# Data for processing:
• • •
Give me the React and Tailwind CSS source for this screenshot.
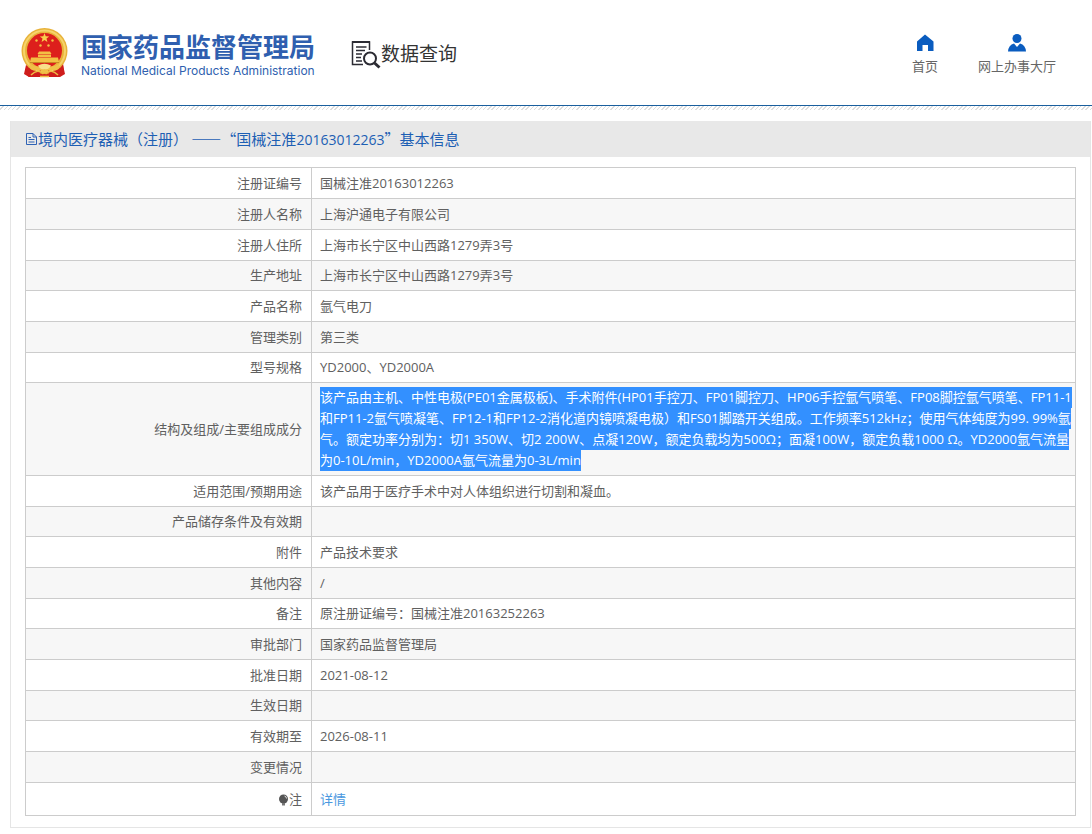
import React from 'react';

const rows = [
  { label: '注册证编号', value: '国械注准20163012263' },
  { label: '注册人名称', value: '上海沪通电子有限公司' },
  { label: '注册人住所', value: '上海市长宁区中山西路1279弄3号' },
  { label: '生产地址', value: '上海市长宁区中山西路1279弄3号' },
  { label: '产品名称', value: '氩气电刀' },
  { label: '管理类别', value: '第三类' },
  { label: '型号规格', value: 'YD2000、YD2000A' },
  {
    label: '结构及组成/主要组成成分',
    selected: true,
    lines: [
      '该产品由主机、中性电极(PE01金属极板)、手术附件(HP01手控刀、FP01脚控刀、HP06手控氩气喷笔、FP08脚控氩气喷笔、FP11-1',
      '和FP11-2氩气喷凝笔、FP12-1和FP12-2消化道内镜喷凝电极）和FS01脚踏开关组成。工作频率512kHz；使用气体纯度为99. 99%氩',
      '气。额定功率分别为：切1 350W、切2 200W、点凝120W，额定负载均为500Ω；面凝100W，额定负载1000 Ω。YD2000氩气流量',
      '为0-10L/min，YD2000A氩气流量为0-3L/min',
    ],
  },
  { label: '适用范围/预期用途', value: '该产品用于医疗手术中对人体组织进行切割和凝血。' },
  { label: '产品储存条件及有效期', value: '' },
  { label: '附件', value: '产品技术要求' },
  { label: '其他内容', value: '/' },
  { label: '备注', value: '原注册证编号：国械注准20163252263' },
  { label: '审批部门', value: '国家药品监督管理局' },
  { label: '批准日期', value: '2021-08-12' },
  { label: '生效日期', value: '' },
  { label: '有效期至', value: '2026-08-11' },
  { label: '变更情况', value: '' },
];

const Emblem = () => (
  <svg width="48" height="52" viewBox="0 0 48 52" aria-hidden="true">
    <path d="M6 36 L4 46 L8 50 H38 L43 46 L42 36 Z" fill="#d3201f" />
    <circle cx="23.5" cy="24" r="23" fill="#e8b23a" />
    <circle cx="23.5" cy="24" r="20.5" fill="none" stroke="#f6d36a" strokeWidth="2" />
    <circle cx="23.5" cy="23.5" r="17.5" fill="#dd1f1c" />
    <path d="M23.5 6 l1.200 3.300 3.500 .1 -2.700 2.200 .9 3.400 -2.900-1.900 -2.900 1.900 .9-3.400 -2.700-2.200 3.500-.1z" fill="#f8d04e" />
    <g fill="#f3c044">
      <circle cx="15.5" cy="13.5" r="1.200" />
      <circle cx="31.5" cy="13.5" r="1.200" />
      <circle cx="19.5" cy="18.5" r="1.200" />
      <circle cx="27.5" cy="18.5" r="1.200" />
      <path d="M18 24.500 h11 l1.500 2.500 h-14z M17 27.500 h13 v2.500 h-13z M10 30.500 h27 l1 4.500 h-29z" />
    </g>
    <path d="M9 35.500 H38" stroke="#c98a24" strokeWidth="1" />
    <path d="M8 36 Q16 42 23.500 38 Q31 42 39 36 L37 44 Q30 41 23.500 46 Q17 41 10 44 Z" fill="#f0c048" />
    <path d="M17 38.500 Q23.500 35 30 38.500 Q28 43 23.500 42 Q19 43 17 38.500 Z" fill="#f9e08a" />
    <path d="M5 38 Q11 46 20 43.500 L18 50 H8 L3 47 Z M42 38 Q36 46 27 43.500 L29 50 H39 L44 47 Z" fill="#cf1d1c" />
    <path d="M10 48 Q17 41 22.500 47 M37 48 Q30 41 24.500 47 M19 49.500 H28" fill="none" stroke="#eebc45" strokeWidth="1.500" />
  </svg>
);

const SearchDocIcon = () => (
  <svg width="30" height="30" viewBox="0 0 30 30" fill="none" stroke="#2b2b33" aria-hidden="true">
    <path d="M12 24.500 H1.500 V2 H18.500 V10" strokeWidth="1.500" />
    <path d="M1 2 H19" strokeWidth="2" />
    <path d="M5 7 H15.500 M5 10.500 H14 M5 14 H11 M5 17.500 H10 M5 21 H11" strokeWidth="1.400" />
    <circle cx="19" cy="18.500" r="6" strokeWidth="2" />
    <path d="M23.500 23 L28.500 27.500" strokeWidth="3" />
  </svg>
);

const HomeIcon = () => (
  <svg width="18" height="18" viewBox="0 0 18 18" fill="#0a5cbf" aria-hidden="true">
    <path d="M9 0.500 L17.500 7.500 V17 H12 V11 H6.500 V17 H1 V7.500 Z" />
  </svg>
);

const UserIcon = () => (
  <svg width="18" height="18" viewBox="0 0 18 18" fill="#0a5cbf" aria-hidden="true">
    <circle cx="9" cy="4.500" r="4.500" />
    <path d="M0 17.500 Q0.500 11 6 9.500 L9 13 L12 9.500 Q17.500 11 18 17.500 Z" />
  </svg>
);

const DocIcon = () => (
  <svg width="13" height="14" viewBox="0 0 13 14" fill="none" stroke="#2f63b5" aria-hidden="true">
    <path d="M1.500 1.500 H8 L11.500 5 V12.500 H1.500 Z M8 1.500 V5 H11.500 M3.500 5.500 H6 M3.500 7.500 H9.500 M3.500 10 H9.500" />
  </svg>
);

const BulbIcon = () => (
  <svg className="inline-block" width="11" height="12" viewBox="0 0 11 12" aria-hidden="true">
    <circle cx="5.500" cy="5" r="4.500" fill="#555" />
    <path d="M4 9 H7 V11.500 H4 Z" fill="#777" />
    <path d="M6.500 2 Q8.500 2.500 8.500 4.500" fill="none" stroke="#ddd" />
  </svg>
);

const NavItem = ({ icon: Icon, label }) => (
  <a href="#" className="flex flex-col items-center gap-1 text-[13px] leading-5 text-[#666]">
    <Icon />
    <span>{label}</span>
  </a>
);

const Row = ({ label, children }) => (
  <tr className="h-[31px] even:bg-[#f7f7f7] nth-[3n+4]:not-last:h-[30px] last:h-[33px]">
    <th scope="row" className="border border-[#ccc] pr-[9px] text-right font-normal">{label}</th>
    <td className="border border-[#ccc] pl-2">{children}</td>
  </tr>
);

export default function App() {
  return (
    <div className="bg-white font-['Open_Sans','Noto_Sans_CJK_SC',sans-serif] text-[13px] leading-[21px] text-[#606060]">
      <header className="flex h-[106px] items-center border-b border-[#1a5f9e] pr-9 pl-[21px]">
        <div className="flex items-center gap-3">
          <Emblem />
          <div className="pt-1 text-[#2f5faf]">
            <h1 className="text-[26px] leading-8 font-bold">国家药品监督管理局</h1>
            <p className="font-[Inter,sans-serif] text-[12px] leading-4">National Medical Products Administration</p>
          </div>
        </div>
        <div className="ml-9 flex items-center pt-1 text-[19px] text-[#333]">
          <SearchDocIcon />
          <span>数据查询</span>
        </div>
        <nav className="ml-auto flex gap-10 pt-1">
          <NavItem icon={HomeIcon} label="首页" />
          <NavItem icon={UserIcon} label="网上办事大厅" />
        </nav>
      </header>
      <div className="h-1 bg-[repeating-linear-gradient(135deg,#fff_0px,#fff_2px,#ddd_2px,#ddd_3px)]" />

      <main className="mt-[11px] mr-px ml-[10px] border border-t-0 border-[#e5e5e5]">
        <h2 className="flex h-9 items-center bg-[#e8e8e8] pl-[14px] font-['Noto_Sans_CJK_SC',sans-serif] text-[15px] text-[#1d5fb4]">
          <DocIcon />
          <span lang="zh-CN">
            境内医疗器械（注册） ——“国械注准
            <span className="font-['Open_Sans',sans-serif] text-[14px]">20163012263</span>
            ”基本信息
          </span>
        </h2>
        <div className="px-[14px] pt-[10px] pb-[11px]">
          <table className="w-full table-fixed border-collapse">
            <colgroup>
              <col className="w-[286px]" />
              <col />
            </colgroup>
            <tbody>
              {rows.map((row) => (
                <Row key={row.label} label={row.label}>
                  {row.selected ? (
                    <div className="py-1 whitespace-nowrap text-white">
                      {row.lines.map((line) => (
                        <div key={line} className="w-fit bg-[#3390ff]">{line}</div>
                      ))}
                    </div>
                  ) : (
                    row.value
                  )}
                </Row>
              ))}
              <Row label={<><BulbIcon />注</>}>
                <a href="#" className="text-[#4a98e0]">详情</a>
              </Row>
            </tbody>
          </table>
        </div>
      </main>
    </div>
  );
}
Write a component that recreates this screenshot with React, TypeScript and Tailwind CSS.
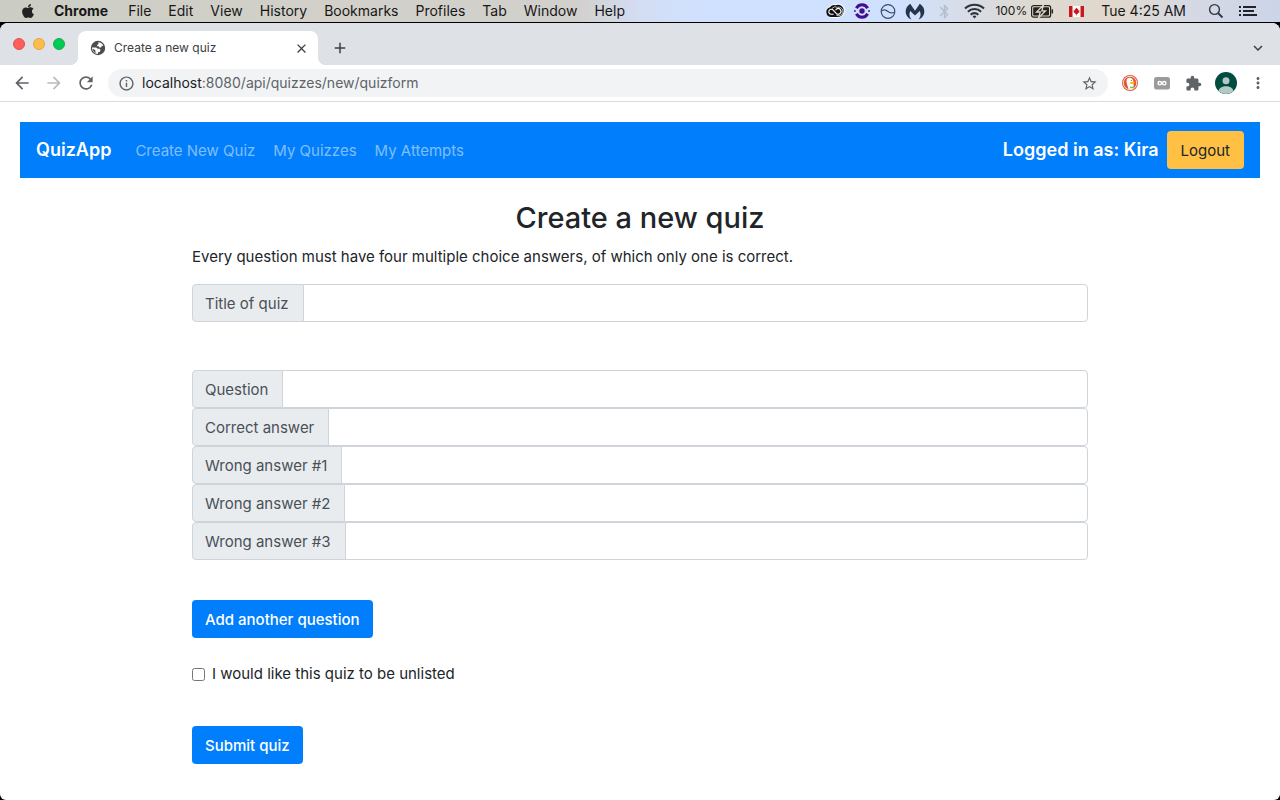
import { FaApple } from "react-icons/fa";
import {
  MdArrowBack,
  MdArrowForward,
  MdRefresh,
  MdInfoOutline,
  MdStarBorder,
  MdClose,
  MdAdd,
  MdExpandMore,
  MdMoreVert,
  MdExtension,
  MdBluetooth,
} from "react-icons/md";

const menus = ["File", "Edit", "View", "History", "Bookmarks", "Profiles", "Tab", "Window", "Help"];

const answerFields = [
  { id: "question", label: "Question" },
  { id: "correct", label: "Correct answer" },
  { id: "wrong1", label: "Wrong answer #1" },
  { id: "wrong2", label: "Wrong answer #2" },
  { id: "wrong3", label: "Wrong answer #3" },
];

function CloudIcon() {
  return (
    <svg width="20" height="16" viewBox="0 0 20 16" fill="none" aria-hidden="true">
      <path d="M6.500 15a6 6 0 0 1-2-11.500A6.500 6.500 0 0 1 10 1a6.800 6.800 0 0 1 9.600 6.800A6.800 6.800 0 0 1 13 15z" fill="#fff" />
      <path d="M6.300 14a5 5 0 0 1-1.400-9.800A5.800 5.800 0 0 1 10.500 2.200 5.900 5.900 0 0 1 18.700 8a5.900 5.900 0 0 1-5.900 6z" fill="#111" />
      <path d="M8.600 11.300H6.300a2.500 2.500 0 1 1 1.900-4.100l3 3.200a2.800 2.800 0 1 0 .2-4.200l-.9.900" stroke="#fff" strokeWidth="1.100" />
      <path d="M7 5.500a4.500 4.500 0 0 1 5.500-1.200 4.300 4.300 0 1 1-1.300 7.700" stroke="#fff" strokeWidth="0.700" />
    </svg>
  );
}

function EyeIcon() {
  return (
    <svg width="16" height="16" viewBox="0 0 16 16" fill="none" aria-hidden="true">
      <path d="M2.400 5.200a6.300 6.300 0 0 1 11.200 0M2.400 10.800a6.300 6.300 0 0 0 11.200 0" stroke="#43108f" strokeWidth="3" />
      <circle cx="8" cy="8" r="2.700" fill="#43108f" />
      <path d="M0 8h1.800M14.200 8H16" stroke="#43108f" strokeWidth="1.400" />
    </svg>
  );
}

function GaugeIcon() {
  return (
    <svg width="16" height="16" viewBox="0 0 16 16" fill="none" stroke="#3c4c66" strokeWidth="1.200" aria-hidden="true">
      <circle cx="8" cy="8.500" r="6.800" />
      <path d="M1.500 8.200c2.500-2.600 4.500-1.500 6.500.3s4.500 1.500 6.600.8" />
    </svg>
  );
}

function WingsIcon() {
  return (
    <svg width="20" height="17" viewBox="0 0 20 17" fill="#26354f" aria-hidden="true">
      <path d="M5.200.8C1 3.500-.2 8 1.300 11.800c.9 2.300 3 4 5.200 4.700-2.200-2.200-2.600-5.200-1.300-8.400L10 12.600l4.800-4.500c1.300 3.200.9 6.200-1.300 8.400 2.200-.7 4.300-2.400 5.200-4.700C20.200 8 19 3.500 14.800.8L10 7.800z" />
    </svg>
  );
}

function WifiIcon() {
  return (
    <svg width="21" height="16" viewBox="0 0 21 16" fill="none" stroke="#2d323c" strokeWidth="2.100" aria-hidden="true">
      <path d="M1 5.600a13.500 13.500 0 0 1 19 0M3.900 8.800a9.300 9.300 0 0 1 13.200 0M6.700 11.700a5.400 5.400 0 0 1 7.600 0" />
      <path d="M8.600 13.500 10.500 15.400l1.900-1.900a2.700 2.700 0 0 0-3.800 0z" fill="#2d323c" stroke="none" />
    </svg>
  );
}

function BatteryIcon() {
  return (
    <svg width="23" height="13" viewBox="0 0 23 13" fill="none" aria-hidden="true">
      <rect x="0.600" y="0.600" width="19" height="11.600" rx="2" stroke="#26231e" strokeWidth="1.200" />
      <rect x="2.200" y="2.200" width="15.800" height="8.400" rx="0.800" fill="#26231e" />
      <path d="M21.300 4.300v4.200" stroke="#26231e" strokeWidth="1.500" />
      <path d="m12.500 0-7 7h3.800L7.500 13l7-7.200h-3.700z" fill="#26231e" stroke="#ded7cf" strokeWidth="1.300" />
    </svg>
  );
}

function CanadaFlag() {
  return (
    <svg width="15" height="11" viewBox="0 0 15 11" aria-label="Canadian keyboard">
      <path fill="#fff" d="M0 0h15v11H0z" />
      <path fill="#c8171e" d="M0 0h3.500v11H0zM11.500 0H15v11h-3.500zM7.500 1.500l.8 1.500.9-.4-.2 2 1.500-.7-.4 1.400.5.600-2 1.500.2.800-1-.1V9.500h-.6V8.100l-1 .1.200-.8-2-1.500.5-.6L4.500 3.900l1.500.7-.2-2 .9.400z" />
    </svg>
  );
}

function SearchIcon() {
  return (
    <svg width="16" height="16" viewBox="0 0 16 16" fill="none" stroke="#33363f" strokeWidth="1.400" aria-hidden="true">
      <circle cx="6.500" cy="6.500" r="4.900" />
      <path d="m10 10 4.500 4.500" strokeWidth="1.800" />
    </svg>
  );
}

function ListIcon() {
  return (
    <svg width="19" height="12" viewBox="0 0 19 12" fill="none" stroke="#20232c" strokeWidth="2" aria-hidden="true">
      <path d="M0 2h2M4 2h13M0 6h2M4 6h11M0 10h2M4 10h14" />
    </svg>
  );
}

function GlobeIcon() {
  return (
    <svg width="16" height="16" viewBox="0 0 16 16" aria-hidden="true">
      <circle cx="8" cy="8" r="7.200" fill="#4a4d52" />
      <path d="M8.300 2.200c2.300.1 4.200 1.500 5 3.500l-1.500.3-.8 1.500H9.500L8.800 6.300H7.300L7 5l1.500-.8z" fill="#fff" />
      <path d="M2 7.500h4.200l1.500 1.300h2l.8 1.500-.8 1.600H8.200l-.3 2C4.700 13.900 2 11.200 2 7.500z" fill="#fff" />
      <path d="m2.600 9 1.600.2 1.300 1.500v2.500A6 6 0 0 1 2.600 9z" fill="#4a4d52" />
    </svg>
  );
}

function DuckIcon() {
  return (
    <svg width="16" height="16" viewBox="0 0 16 16" aria-hidden="true">
      <circle cx="8" cy="8" r="8" fill="#de5833" />
      <circle cx="8" cy="8" r="6.700" fill="none" stroke="#fff" strokeWidth="0.800" />
      <path d="M6.600 14.200C6 11.500 4.400 8.300 4.500 5.900 4.600 3.500 6.600 2.400 8.600 2.900c2 .5 2.900 2.100 2.800 4.100-.1 1.700.2 3.600.5 5.900-1.500 1.300-3.500 1.600-5.300 1.300z" fill="#fff" />
      <path d="M8.300 7.200c1.500-.7 3.600-.6 4.700-.2-.7 1.400-2.400 2.300-4.700 2.100z" fill="#fdb913" />
      <path d="m8.200 11.300 1.600.8 2-.8v2.200l-2-.5-1.600.5z" fill="#67bd47" />
      <circle cx="9.300" cy="5.400" r="0.500" fill="#2d4f8e" />
    </svg>
  );
}

function LoopIcon() {
  return (
    <svg width="16" height="13" viewBox="0 0 16 13" fill="none" aria-hidden="true">
      <rect width="16" height="12.500" rx="2.500" fill="#9b9b9b" />
      <circle cx="5.800" cy="6.200" r="1.700" stroke="#fff" strokeWidth="1.400" />
      <circle cx="10.200" cy="6.200" r="1.700" stroke="#fff" strokeWidth="1.400" />
    </svg>
  );
}

function AvatarIcon() {
  return (
    <svg width="22" height="22" viewBox="0 0 22 22" aria-hidden="true">
      <circle cx="11" cy="11" r="11" fill="#004d40" />
      <circle cx="11" cy="8.800" r="3.500" fill="#b2c9c5" />
      <path d="M3.700 19.200c0-3.500 3.600-5 7.300-5s7.300 1.500 7.300 5A11 11 0 0 1 11 22a11 11 0 0 1-7.300-2.800z" fill="#b2c9c5" />
    </svg>
  );
}

function MenuBar() {
  return (
    <div className="flex h-[23px] items-center justify-between border-b border-black bg-[linear-gradient(90deg,#cbcdc5_0%,#d2d0c9_25%,#d2d0cc_45%,#d3ddf3_50%,#d0e1ff_55%,#d0e1ff_70%,#ded9d2_80%,#e0d8cc_87%,#d6d9e4_93%,#ccd4e8_100%)] text-sm text-[#171717]">
      <div className="flex items-center">
        <FaApple size={16} className="ml-5 text-[#222]" />
        <strong className="ml-[18px] font-bold">Chrome</strong>
        <nav className="ml-5 flex gap-[17px]" aria-label="Application menu">
          {menus.map((m) => (
            <span key={m}>{m}</span>
          ))}
        </nav>
      </div>
      <div className="flex items-center pr-[22px]">
        <CloudIcon />
        <span className="ml-[9px]"><EyeIcon /></span>
        <span className="ml-[10px]"><GaugeIcon /></span>
        <span className="ml-[9px]"><WingsIcon /></span>
        <MdBluetooth size={17} className="ml-[11px] text-[#b2bdd0]" />
        <span className="ml-[11px]"><WifiIcon /></span>
        <span className="ml-[10px] text-xs">100%</span>
        <span className="ml-1"><BatteryIcon /></span>
        <span className="ml-[15px]"><CanadaFlag /></span>
        <span className="ml-[17px]">Tue 4:25 AM</span>
        <span className="ml-[22px]"><SearchIcon /></span>
        <span className="ml-[15px]"><ListIcon /></span>
      </div>
    </div>
  );
}

function TabStrip() {
  return (
    <div className="flex h-[42px] items-end rounded-t-lg bg-[#dee1e6] pr-[13px]">
      <div className="flex h-[42px] items-center gap-2 pl-[13px]">
        <span className="size-3 rounded-full border border-[#e0504c] bg-[#ff5f5a]" />
        <span className="size-3 rounded-full border border-[#e0a544] bg-[#febc4a]" />
        <span className="size-3 rounded-full border border-[#12b04a] bg-[#00ca56]" />
      </div>
      <div className="ml-[5px] h-2 w-2 bg-[radial-gradient(circle_at_0_0,#dee1e6_8px,#ffffff_8px)]" />
      <div className="flex h-[34px] w-60 items-center rounded-t-lg bg-white pr-[9px] pl-3 text-[#3c4043]">
        <GlobeIcon />
        <span className="ml-2 flex-1 text-xs">Create a new quiz</span>
        <button type="button" aria-label="Close tab"><MdClose size={15} /></button>
      </div>
      <div className="h-2 w-2 bg-[radial-gradient(circle_at_100%_0,#dee1e6_8px,#ffffff_8px)]" />
      <button type="button" aria-label="New tab" className="mb-2 ml-[5px] text-[#3c4043]"><MdAdd size={18} /></button>
      <button type="button" aria-label="Search tabs" className="mb-2 ml-auto text-[#3c4043]"><MdExpandMore size={18} /></button>
    </div>
  );
}

function Toolbar() {
  return (
    <div className="flex h-[37px] items-center border-b border-[#dadce0] bg-white pr-[13px] pl-3 text-[#5f6368]">
      <button type="button" aria-label="Back"><MdArrowBack size={20} /></button>
      <button type="button" aria-label="Forward" className="ml-3 text-[#babcbe]"><MdArrowForward size={20} /></button>
      <button type="button" aria-label="Reload" className="ml-3"><MdRefresh size={20} /></button>
      <div className="ml-3 flex h-7 flex-1 items-center rounded-full bg-[#f1f3f4] pr-2.5 pl-2.5">
        <MdInfoOutline size={17} />
        <span className="ml-[7px] flex-1 text-sm"><span className="text-[#202124]">localhost</span>:8080/api/quizzes/new/quizform</span>
        <MdStarBorder size={17} />
      </div>
      <span className="ml-3.5"><DuckIcon /></span>
      <span className="ml-4"><LoopIcon /></span>
      <MdExtension size={17} className="ml-[15px]" />
      <span className="ml-[13px]"><AvatarIcon /></span>
      <button type="button" aria-label="Chrome menu" className="ml-3"><MdMoreVert size={18} /></button>
    </div>
  );
}

function InputGroup({ id, label }: { id: string; label: string }) {
  return (
    <div className="flex h-[38px]">
      <label htmlFor={id} className="flex items-center rounded-l border border-[#ced4da] bg-[#e9ecef] pt-0.5 pr-3.5 pl-3 text-[#495057]">
        {label}
      </label>
      <input id={id} type="text" className="-ml-px min-w-0 flex-1 rounded-r border border-[#ced4da] bg-white px-3 outline-none focus:border-[#80bdff]" />
    </div>
  );
}

export default function App() {
  return (
    <div className="flex min-h-screen flex-col bg-black font-['Inter','Liberation_Sans',sans-serif]">
      <MenuBar />
      <div className="flex-1 rounded-t-lg rounded-b-md bg-white">
        <TabStrip />
        <Toolbar />
        <main className="p-5 text-[15px] leading-6 text-[#212529]">
          <header className="flex h-14 items-center bg-[#007efc] px-4 text-white">
            <a href="#home" className="text-lg font-semibold">QuizApp</a>
            <nav className="ml-6 flex gap-[18px] pt-0.5 text-white/50">
              <a href="#create">Create New Quiz</a>
              <a href="#quizzes">My Quizzes</a>
              <a href="#attempts">My Attempts</a>
            </nav>
            <span className="ml-auto text-lg font-semibold">Logged in as: Kira</span>
            <button type="button" className="ml-2 h-[38px] rounded bg-[#ffc044] px-3.5 pt-0.5 text-[#212529]">Logout</button>
          </header>
          <form className="mx-auto mt-[21px] w-[896px] max-w-full" onSubmit={(e) => e.preventDefault()}>
            <h1 className="mb-2 text-center text-[29px] leading-[38px] font-medium">Create a new quiz</h1>
            <p className="mb-[15px]">Every question must have four multiple choice answers, of which only one is correct.</p>
            <InputGroup id="title" label="Title of quiz" />
            <div className="mt-12">
              {answerFields.map((f) => (
                <InputGroup key={f.id} id={f.id} label={f.label} />
              ))}
            </div>
            <button type="button" className="mt-10 block h-[38px] rounded bg-[#007efc] px-[13px] pt-0.5 font-medium text-white">Add another question</button>
            <div className="mt-6 flex items-center">
              <input id="unlisted" type="checkbox" className="size-[13px]" />
              <label htmlFor="unlisted" className="ml-[7px]">I would like this quiz to be unlisted</label>
            </div>
            <button type="submit" className="mt-10 block h-[38px] rounded bg-[#007efc] px-[13px] pt-0.5 font-medium text-white">Submit quiz</button>
          </form>
        </main>
      </div>
    </div>
  );
}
• • •
# Short exercise:
With the pictures left out, restate word for word every line of the data above, from the first down to the line that contains "import React from 'react';".

# Solution to the problem:
Give me the React and Tailwind CSS source for this screenshot.
import React from 'react';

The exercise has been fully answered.